Late-40s guy: When you get to be my age it’s hard to make the big money, to become rich. Sure, I could get a job, but that’s not me.

–Bus, Port Authority

Overheard by: How long is this bus ride?

Suit: I mean, if I’m gonna fuck a fatty it’s going to be one I don’t have to see at work on Monday.

–6 train, Astor Place

Bike messenger: I could die at any time. That’s why my job is so great. I clock in for doom.

–37th & Broadway

Dude #1: This one girl I hooked up with once made me choke her and shit when we fucked. She wanted to struggle, and I had to pry her legs open and hold her down. And she cried afterward.
Dude #2, laughing: Dude… Are you sure you weren’t raping this girl?
Dude #1, laughing: Man, fuck you. [Abruptly stops laughing, pales] … Fuck, man…

–Penn Station

Overheard by: Jane

Drunk Yankee fan: Oh, god. I need to get to Tarrytown, and there isn’t even a fucking steering wheel on the goddamn train!

–Train from Penn Station

Overheard by: tourist…

Automated female voice finishes announcing the stop.

Toddler: This is 23rd Street — Union Square! Transfers available to the S, L, N… The S! S, L, and N trains! Stand clear of the closing doors!

–6 train at 23rd St

Overheard by: vic

Woman to daughter: The Subway Lord might come through and kick you off.

–R train

Toddler quivering with fright: Oh, no, Mommy. Oh, no. Oh, dear… Oh, dear… Oh, dear. The train’s coming, Mommy. It’s coming. Oh, dear. Oh, no. Oh, no no no no no no! Mommy! It’s coming, Mommy! Oh, no, Mommy! Mommy! It’s coming. It’s coming! It’s coming, it’s coming! Ahhh!

–6 train station, 77th St

Overheard by: BJ

Black guy opening engineer’s door after 15 minutes of standstill: Yo, move this shit, or I’ll drive it myself!

–Canarsie-bound L train

Woman wedged into middle of packed car: Just another day in paradise.

–1 train, rush hour

Midlife crisis #1: So, she met this really nice guy at a UFO convention.
Midlife crisis #2: Oh, really?
Midlife crisis #1: Yeah. He claimed he was abducted by Artylians.
Midlife crisis #2: Oh! That helps.

–Waiting area, NY Penn

Skater kid: What’s the point of being gay if you like girls who dress like boys?

–42nd St, between 7th & 8th Ave

Lady on phone: Yeah, she was working at a factory, but she was passing as a man… Well, she didn’t last a week at the factory.

–Bus in Lincoln Tunnel

TA: We live in a two-gender system of society. There’s no green ‘It’s a hermaphrodite!’ balloon to put out on your front lawn.

–NYU Silver Center

Overheard by: Limey

Chick: I mean, I feel frumpy here. For real.
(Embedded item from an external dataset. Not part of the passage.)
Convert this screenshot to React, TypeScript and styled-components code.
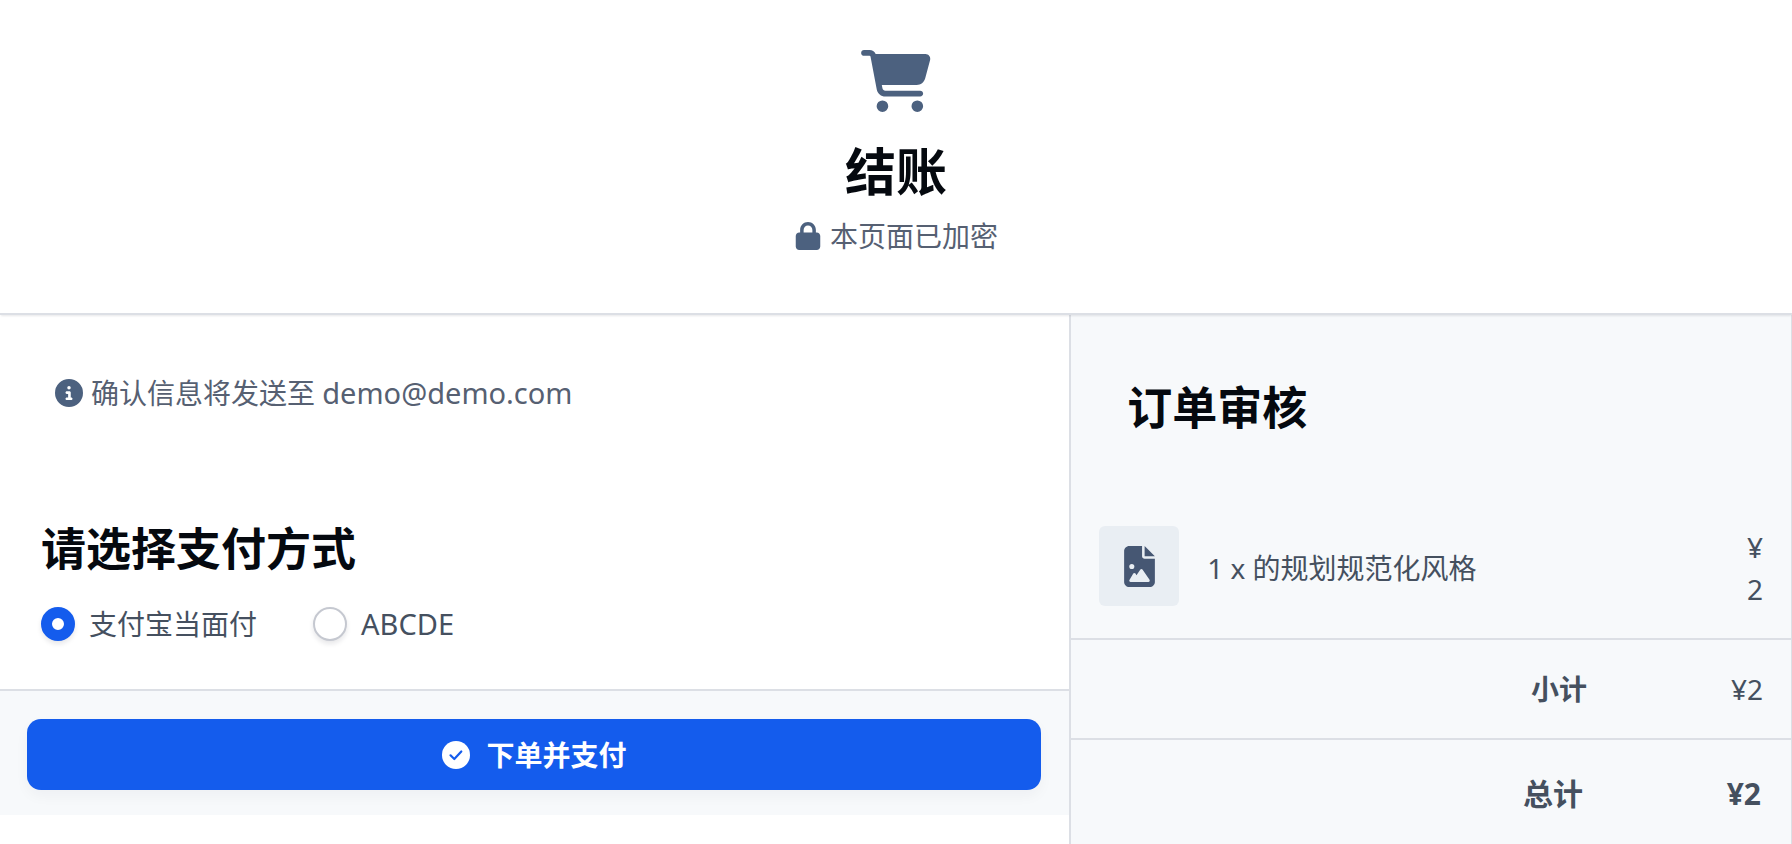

I’m sick of being like, ‘That guy is skinnier than me, has on nicer jeans, and has better makeup.’

–26th St

Overheard by: agrees with that girl

College student on cell: Great, I’ll see you soon. Can I be dressed as a woman?

–114th & Broadway

Mom to very young son: Some things are for boys, and some things are for girls. It was cute when you were little, but now it’s time to differentiate.

–Target, Atlantic Ave, Brooklyn

Girl: It was great — so smooth and quiet and roomy — there was tons of leg room!
Guy: Mhmmm…
Girl: Like, like, say these are my knees…
Guy: Those are your knees.

–Outside Penn Station

Chick: I bet he’s fuh-reaky in the sack.
Friend: Definitely.
Chick: No… Like fuh-reaky… Like, not like normal freaky, how everyone needs to get it once in a while, but, like, weird freaky — like pulling up your pants and finding the closest exit. Did I ever tell you about the ice cream?
Friend, laughing: No!
Chick: This one time he was like, ‘Let’s have some fun’ and decided to tie me up. And then to, like, build anticipation or whatever, he went and got a bowl of ice cream.
Friend: Shut up!
Chick: I’m serious… And then I guess my damn cat decided he wanted a snack, too!
Friend, hysterical: Shut up! I can’t breathe!

–LIRR pulling into Penn Station

Man #1: Why is it so hard to get it passed, anyway?
Man #2: That’s the law in the United States, man. It’s been that way for thousands of years.